日本経済大女子ラグビー部AMATERUS。社会に出て活躍できる人材の育成に力を入れている

九州から日本一狙う

 日本経済大の部員は現在、留学生3人を含め29人。ようやく1~4年生までそろい、昨年は日本代表候補の合宿に9人呼ばれるなど、チーム力も上がってきた。経験者はもちろん、一芸に秀でていれば、その特長を生かせるスポーツであるため、足が速い、パワーがあるといった理由で他競技から転向した選手も目立つ。女子ラグビーは小学校のチームは多いが、中学、高校とチーム数が減少傾向にある。また、関東などへの人材の流出を防ぐという意味でも、ここ九州の地から日本一を目指す意義は大きい。

 小学校からラグビーを始めた主将の妹尾安南さん(4年)は、「新型コロナだったり大変なこともあったけど、今は部員も増えてメンバー一丸となって戦えるようになった」と話す。今はトップリーグ残留に向け、仲間とともに汗を流す日々だ。あえて聞いてみた。ラグビーって面白い? 「はい。めっちゃ楽しいです」。はじける笑顔が、充実感を物語っていた。


低酸素トレーニング「AirZ」を体験

 日本経済大女子ラグビー部の選手らが、福岡市中央区薬院のジム「AirZ(エアーズ)福岡薬院店」で低酸素トレーニングを体験した=写真=。

 まず普通の状態で、もも上げを30秒行い、血中酸素濃度を測定した。続いて、酸素濃度を平地よりも5パーセントほど低い約15パーセントに設定した「低酸素ルーム」でランニングマシンなどを使って運動を行った。

 血中酸素濃度を比較すると、平地の運動では90台だったのが、低酸素ルームだと80台まで下がっていた。運動の量は変わらなくても、より負荷がかかっているためで、細胞の活性化や造血ホルモンが増える効果があるという。

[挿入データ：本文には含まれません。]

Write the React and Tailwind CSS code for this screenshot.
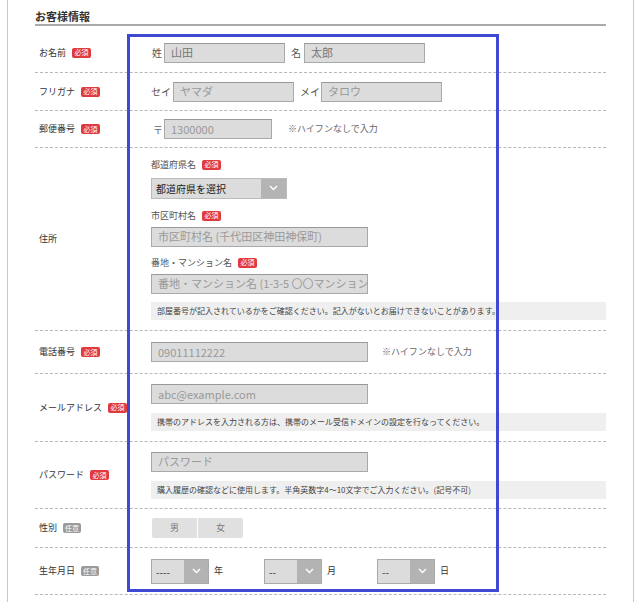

初めて低酸素トレーニングを行ったという渡部はるあさん(2年)は「汗の量や出方がいつものラグビーの練習とは全く違いました」と効果を実感している様子だった。

 低酸素トレーニングは近年、注目を集めており、AirZではルーム内を標高2500メートルと同じ酸素濃度に設定している。スポーツ選手はもちろん、ダイエットや冷え 性や貧血、睡眠の改善を目的に取り組む主婦やサラリーマンも増えている。